A few years earlier I was living in Boston and was actually completely bored by the idea of going down to Southy, the notorious white neighborhood where no coloreds were allowed. But even five or six years earlier than that, while I was still in college, I attended a conference in Boston and walked over to a town called Somerville. At night. Alone. I had no idea about its reputation, but telling the story brought gasps of astonishment. When I actually lived in Boston, I regularly went to the Somerville movie theatre. Funny, it aways reminds me of Cypress Hill’s Jump Around. Anyway, back to Georgia.
This time around, given that I was already getting such warm welcomes in Atlanta, I decided to press my luck and head northeast to Forsyth County. Race folks know that this was the site of the book Black Like Me that was published the year I was born. So honey, I said, let’s go house hunting. Long story short we ended up in relatively new subdivisions around Cumming GA and couldn’t have felt a warmer reception by the [white] real estate agent showing us new and yet unbuilt homes. That was basically my experience for the three years we had our babies in Georgia. I lived in Cobb County, the home district of the infamous Newt Gingrich. In fact, the only racial static I ever got was from one or two Fulton County blackfolks who told me I was too uppity because my kids were born at Northside Hospital instead of Grady.
My Prerogative
Of course the South is complex, I couldn’t go into all of that here.
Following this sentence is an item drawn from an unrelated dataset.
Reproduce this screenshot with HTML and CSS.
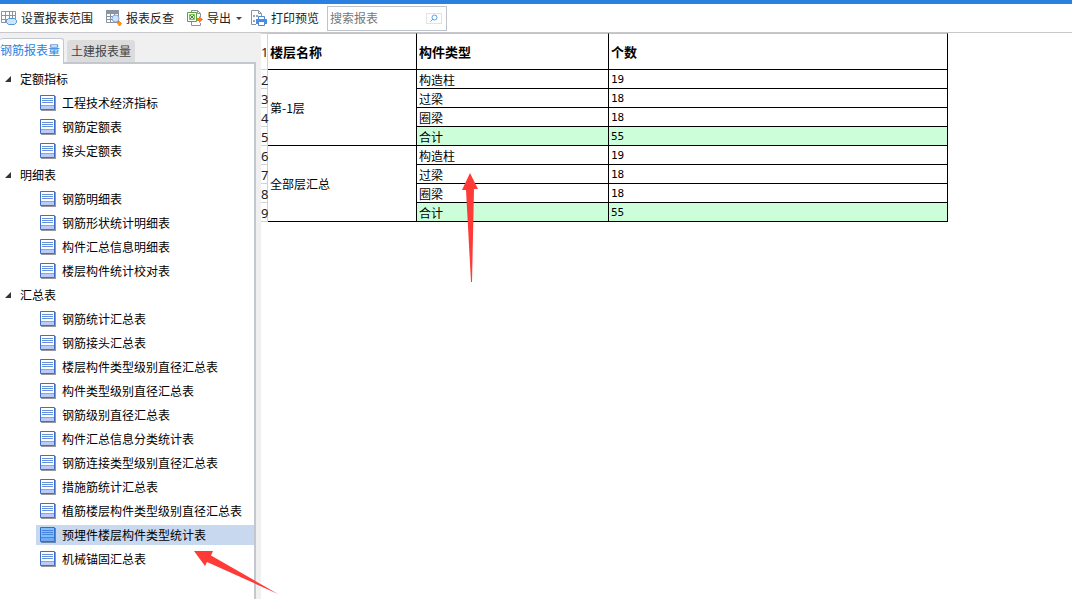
FILE: index.html
```html
<!DOCTYPE html>
<html lang="zh-CN">
<head>
<meta charset="utf-8">
<title>报表预览</title>
<link rel="stylesheet" href="styles.css">
</head>
<body>
<svg class="defs" aria-hidden="true">
  <symbol id="sheet" viewBox="0 0 16 16">
    <path d="M1 1h15v15H1z" fill="#9a9a9a"/>
    <path d="M.5.5h14v14H.5z" fill="#fff" stroke="#3f6cc4"/>
    <path d="M1 10h13v4H1z" fill="#b9caff"/>
    <path d="M2 3.500h11M2 5.500h11M2 7.500h11" stroke="#6790dc"/>
    <path d="M1 10.500h13" stroke="#86a4ea"/>
  </symbol>
  <symbol id="sheet-active" viewBox="0 0 16 16">
    <path d="M1 1h15v15H1z" fill="#6d86a8"/>
    <path d="M.5.5h14v14H.5z" fill="#84bdfb" stroke="#2f70cc"/>
    <path d="M1 10h13v4H1z" fill="#6eabf3"/>
    <path d="M2 3.500h11M2 5.500h11M2 7.500h11M1 10.500h13" stroke="#4786dc"/>
  </symbol>
</svg>
<div class="app">
  <header class="toolbar">
    <button class="tool tool-range" type="button">
      <svg class="icon" viewBox="0 0 16 16" fill="none">
        <path d="M.5 1.5h14v11H.5zM.5 5.5h14M.5 9.5h14M4.5 1v11M8.5 1v11M11.5 1v8" stroke="#8995a0"/>
        <path d="M7.500 8.500h6l2 2v2l-2 2h-6l-2-2v-2z" fill="#c9e5fb" stroke="#5b93cf"/>
      </svg>
      <span>设置报表范围</span>
    </button>
    <button class="tool tool-check" type="button">
      <svg class="icon" viewBox="0 0 16 16" fill="none">
        <path d="M0 0h13v4H0z" fill="#8995a0"/>
        <path d="M.5.5h12v12H.5zM.5 6.500h12M.5 9.500h12M4.500 1v11M8.500 1v11" stroke="#8995a0"/>
        <circle cx="9.500" cy="8.500" r="3.500" fill="#cfe3ff" stroke="#7fa3de"/>
        <path d="M12 11l1 1" stroke="#8995a0" stroke-width="2"/>
        <path d="M13.500 11.500l2 2-2 2.500-2-2.500z" fill="#ff9515" stroke="#f58a10"/>
      </svg>
      <span>报表反查</span>
    </button>
    <button class="tool tool-export" type="button">
      <svg class="icon" viewBox="0 0 16 16" fill="none">
        <path d="M4.500 3V.5h6l3 3V7M13.500 13v2.500h-9V12" stroke="#8995a0"/>
        <path d="M10.500.5v3h3" stroke="#8995a0"/>
        <path d="M.5 2.500h9v9h-9z" fill="#fff" stroke="#58a33c"/>
        <path d="M2.500 4.500h5v5h-5z" fill="#d9efcf" stroke="#7dbb66"/>
        <path d="M3 5l4 4M7 5L3 9" stroke="#3f912d"/>
        <path d="M10 8h2V6l4 3.500-4 3.500v-2h-2z" fill="#f47b20"/>
      </svg>
      <span>导出</span>
      <svg class="caret" viewBox="0 0 6 3"><path d="M0 0h6L3 3z" fill="#444"/></svg>
    </button>
    <button class="tool tool-print" type="button">
      <svg class="icon" viewBox="0 0 16 16" fill="none">
        <path d="M5 14.500H.5V.5h7l3 3V6M7.500.5v3h3" stroke="#8995a0"/>
        <path d="M2 5h2v2H2zM5 5h2v2H5zM2 10h2v2H2z" fill="#9aa5af"/>
        <path d="M7.500 6.500h6v3h-6z" fill="#fff" stroke="#4b87d4"/>
        <path d="M5 9h11v5H5z" fill="#4b8ee0"/>
        <path d="M7.500 11.500h6v4h-6z" fill="#fff" stroke="#4b87d4"/>
      </svg>
      <span>打印预览</span>
    </button>
    <form class="search">
      <input class="search-input" type="text" placeholder="搜索报表" aria-label="搜索报表">
      <button class="search-button" type="button" aria-label="搜索">
        <svg viewBox="0 0 8 8" fill="none" stroke="#5ba2dd"><circle cx="4.500" cy="3.500" r="2.500"/><path d="M3 5L.5 7.500"/></svg>
      </button>
    </form>
  </header>
  <div class="body">
    <aside class="sidebar">
      <div class="tabs" role="tablist">
        <button class="tab tab-active" type="button" role="tab" aria-selected="true">钢筋报表量</button>
        <button class="tab" type="button" role="tab" aria-selected="false">土建报表量</button>
      </div>
      <nav class="tree">
        <section>
          <button class="group" type="button"><svg class="arrow" viewBox="0 0 6 6"><path d="M6 0v6H0z" fill="#333"/></svg>定额指标</button>
          <ul class="items">
            <li><a class="item" href="#"><svg class="icon"><use href="#sheet"/></svg>工程技术经济指标</a></li>
            <li><a class="item" href="#"><svg class="icon"><use href="#sheet"/></svg>钢筋定额表</a></li>
            <li><a class="item" href="#"><svg class="icon"><use href="#sheet"/></svg>接头定额表</a></li>
          </ul>
        </section>
        <section>
          <button class="group" type="button"><svg class="arrow" viewBox="0 0 6 6"><path d="M6 0v6H0z" fill="#333"/></svg>明细表</button>
          <ul class="items">
            <li><a class="item" href="#"><svg class="icon"><use href="#sheet"/></svg>钢筋明细表</a></li>
            <li><a class="item" href="#"><svg class="icon"><use href="#sheet"/></svg>钢筋形状统计明细表</a></li>
            <li><a class="item" href="#"><svg class="icon"><use href="#sheet"/></svg>构件汇总信息明细表</a></li>
            <li><a class="item" href="#"><svg class="icon"><use href="#sheet"/></svg>楼层构件统计校对表</a></li>
          </ul>
        </section>
        <section>
          <button class="group" type="button"><svg class="arrow" viewBox="0 0 6 6"><path d="M6 0v6H0z" fill="#333"/></svg>汇总表</button>
          <ul class="items">
            <li><a class="item" href="#"><svg class="icon"><use href="#sheet"/></svg>钢筋统计汇总表</a></li>
            <li><a class="item" href="#"><svg class="icon"><use href="#sheet"/></svg>钢筋接头汇总表</a></li>
            <li><a class="item" href="#"><svg class="icon"><use href="#sheet"/></svg>楼层构件类型级别直径汇总表</a></li>
            <li><a class="item" href="#"><svg class="icon"><use href="#sheet"/></svg>构件类型级别直径汇总表</a></li>
            <li><a class="item" href="#"><svg class="icon"><use href="#sheet"/></svg>钢筋级别直径汇总表</a></li>
            <li><a class="item" href="#"><svg class="icon"><use href="#sheet"/></svg>构件汇总信息分类统计表</a></li>
            <li><a class="item" href="#"><svg class="icon"><use href="#sheet"/></svg>钢筋连接类型级别直径汇总表</a></li>
            <li><a class="item" href="#"><svg class="icon"><use href="#sheet"/></svg>措施筋统计汇总表</a></li>
            <li><a class="item" href="#"><svg class="icon"><use href="#sheet"/></svg>植筋楼层构件类型级别直径汇总表</a></li>
            <li><a class="item item-active" href="#" aria-current="page"><svg class="icon"><use href="#sheet-active"/></svg>预埋件楼层构件类型统计表</a></li>
            <li><a class="item" href="#"><svg class="icon"><use href="#sheet"/></svg>机械锚固汇总表</a></li>
          </ul>
        </section>
      </nav>
    </aside>
    <main class="report">
      <table class="grid">
        <colgroup><col class="col-index"><col class="col-floor"><col class="col-type"><col class="col-count"></colgroup>
        <thead>
          <tr><th class="index">1</th><th>楼层名称</th><th>构件类型</th><th>个数</th></tr>
        </thead>
        <tbody>
          <tr><th class="index">2</th><td class="floor" rowspan="4">第-1层</td><td>构造柱</td><td class="num">19</td></tr>
          <tr><th class="index">3</th><td>过梁</td><td class="num">18</td></tr>
          <tr><th class="index">4</th><td>圈梁</td><td class="num">18</td></tr>
          <tr><th class="index">5</th><td class="total">合计</td><td class="num total">55</td></tr>
          <tr><th class="index">6</th><td class="floor" rowspan="4">全部层汇总</td><td>构造柱</td><td class="num">19</td></tr>
          <tr><th class="index">7</th><td>过梁</td><td class="num">18</td></tr>
          <tr><th class="index">8</th><td>圈梁</td><td class="num">18</td></tr>
          <tr><th class="index">9</th><td class="total">合计</td><td class="num total">55</td></tr>
        </tbody>
      </table>
    </main>
  </div>
  <svg class="pointer pointer-table" viewBox="0 0 18 110" aria-hidden="true"><path d="M9 0l8 16-4 0L11 109H10L5 17H1z" fill="#ff3b38"/></svg>
  <svg class="pointer pointer-item" viewBox="0 0 86 44" aria-hidden="true"><path d="M0 0h19l-2 4.500L84 43 13 11l-2 4z" fill="#ff3b38"/></svg>
</div>
</body>
</html>
```
FILE: styles.css
```css
* { box-sizing: border-box; }

body {
  margin: 0;
  background: #fff;
  color: #000;
  font: 12px/16px "Noto Sans CJK SC", sans-serif;
}

button, input {
  margin: 0;
  padding: 0;
  border: 0;
  background: none;
  color: inherit;
  font: inherit;
}

.defs { position: absolute; width: 0; height: 0; }

.app {
  position: relative;
  display: flex;
  flex-direction: column;
  min-height: 100vh;
  overflow: hidden;
}

.icon { width: 16px; height: 16px; flex: none; }

/* Toolbar */
.toolbar {
  display: flex;
  align-items: center;
  height: 33px;
  padding-left: 1px;
  border-top: 4px solid #2b80e0;
  border-bottom: 1px solid #c8c8cc;
  color: #222;
}

.tool {
  display: flex;
  align-items: center;
  gap: 4px;
  margin-right: 13px;
  white-space: nowrap;
}

.tool-export { margin-right: 9px; }
.tool-print { margin-right: 8px; }
.caret { width: 6px; height: 3px; margin-left: 1px; }

.search {
  display: flex;
  align-items: center;
  width: 120px;
  height: 25px;
  padding: 0 4px 0 2px;
  border: 1px solid #bfc3cb;
}

.search-input { flex: 1; min-width: 0; outline: 0; }
.search-input::placeholder { color: #777; opacity: 1; }

.search-button {
  display: flex;
  align-items: center;
  justify-content: center;
  width: 16px;
  height: 11px;
  border: 1px solid #e3e3e3;
}

.search-button svg { width: 8px; height: 8px; }

/* Sidebar */
.body { display: flex; flex: 1; }

.sidebar {
  display: flex;
  flex-direction: column;
  flex: none;
  width: 261px;
  padding-right: 5px;
  background: #f0f0f0;
}

.tabs { display: flex; align-items: flex-end; gap: 3px; height: 29px; }

.tab {
  height: 22px;
  padding: 0 4px;
  border-radius: 3px 3px 0 0;
  background: #dcdcdc;
  color: #444;
}

.tab-active {
  z-index: 1;
  height: 26px;
  margin-bottom: -2px;
  padding: 0 3px 3px 0;
  border: 1px solid #c3c7ce;
  border-width: 1px 1px 0 0;
  background: #fff;
  color: #2b82e0;
}

.tree {
  flex: 1;
  padding-top: 3px;
  border: 2px solid #c3c7ce;
  border-width: 2px 2px 0 0;
  background: #fff;
}

.group {
  display: flex;
  align-items: center;
  gap: 9px;
  width: 100%;
  height: 24px;
  padding-left: 5px;
}

.arrow { width: 6px; height: 6px; }

.items { margin: 0; padding: 0 0 0 36px; list-style: none; }
.items li { display: flex; align-items: center; height: 24px; }

.item {
  display: flex;
  align-items: center;
  gap: 6px;
  width: 100%;
  height: 20px;
  padding-left: 4px;
  color: inherit;
  text-decoration: none;
  white-space: nowrap;
}

.item-active { background: #c8d9ef; }

/* Report grid */
.report { flex: 1; min-width: 0; }

.grid {
  width: 687px;
  table-layout: fixed;
  border-collapse: separate;
  border-spacing: 0;
}

.col-index { width: 7px; }
.col-floor { width: 149px; }
.col-type { width: 192px; }
.col-count { width: 339px; }

.grid th, .grid td {
  height: 19px;
  padding: 2px 0 0 2px;
  border: 1px solid #000;
  border-width: 0 1px 1px 0;
  line-height: 16px;
  text-align: left;
}

.grid thead th {
  height: 37px;
  padding-top: 0;
  border-top: 1px solid #c3c3c3;
  font-size: 13px;
}

.grid .floor { padding-top: 0; }

.grid .index {
  padding: 1px 0 0;
  border-color: #d0d2d6;
  font: 13px/16px "Noto Sans", sans-serif;
  color: #222;
}

.grid .num { font-family: "DejaVu Sans Mono", monospace; font-size: 11px; }
.grid .total { background: #ccffd9; }

/* Callout arrows drawn over the page */
.pointer { position: absolute; pointer-events: none; }
.pointer-table { left: 461px; top: 173px; width: 18px; height: 110px; }
.pointer-item { left: 194px; top: 551px; width: 86px; height: 44px; }
```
Still, my point stands. It’s quite easy for me to cite any number of reasons and examples why race needn’t dominate society’s treatment of me, and a few examples in which it seemed to me to be the predominating reason why I was treated unsuspectedly well. Considering the descending expectations of racial amity these days, I will no doubt be accused of having ‘white privilege’. Consider the following amazingly racial chart.
This has the imprimatur of the National African American Museum in DC. I find it ridiculous beyond belief. Then again, it illustrates how racialized culture has become in weaker minds. I find this a direct consequence of American multiculturalism which now competes with the aims of a racially integrated pluralism which were the aims and purpose of the Civil Rights movement in this country which has benefited all Americans and inspired millions worldwide.
To transgress against the racializing of traits and virtues illustrated above is the natural consequence of me just being me. I don’t see how one can grow up in the West and not understand this description of culture. Culture is the nurture half of human existence. As social animals we will learn or perish. Those who decide to be counter-cultural and adopt an oppositional stance to this ‘whiteness’ are victims to the subversive agenda of the Wokies. It is ever ironic that the icons of black history are those who gained power and standing in America by expressing and personifying many of these traits and virtues.
Let the counter-culturalists have their communes. They’ll learn the hard way. Or as I said in another context:
Q: What would happen if white America decided they had enough of African American complaining?
A: Exactly what’s happening now. They’d overestimate the size and power of ‘white’ America and stew in their own idiot juices. Then they’d realize how hopeless it is to try and redefine America and bitch their way into ‘racially pure’ isolation, obscurity and self-pity.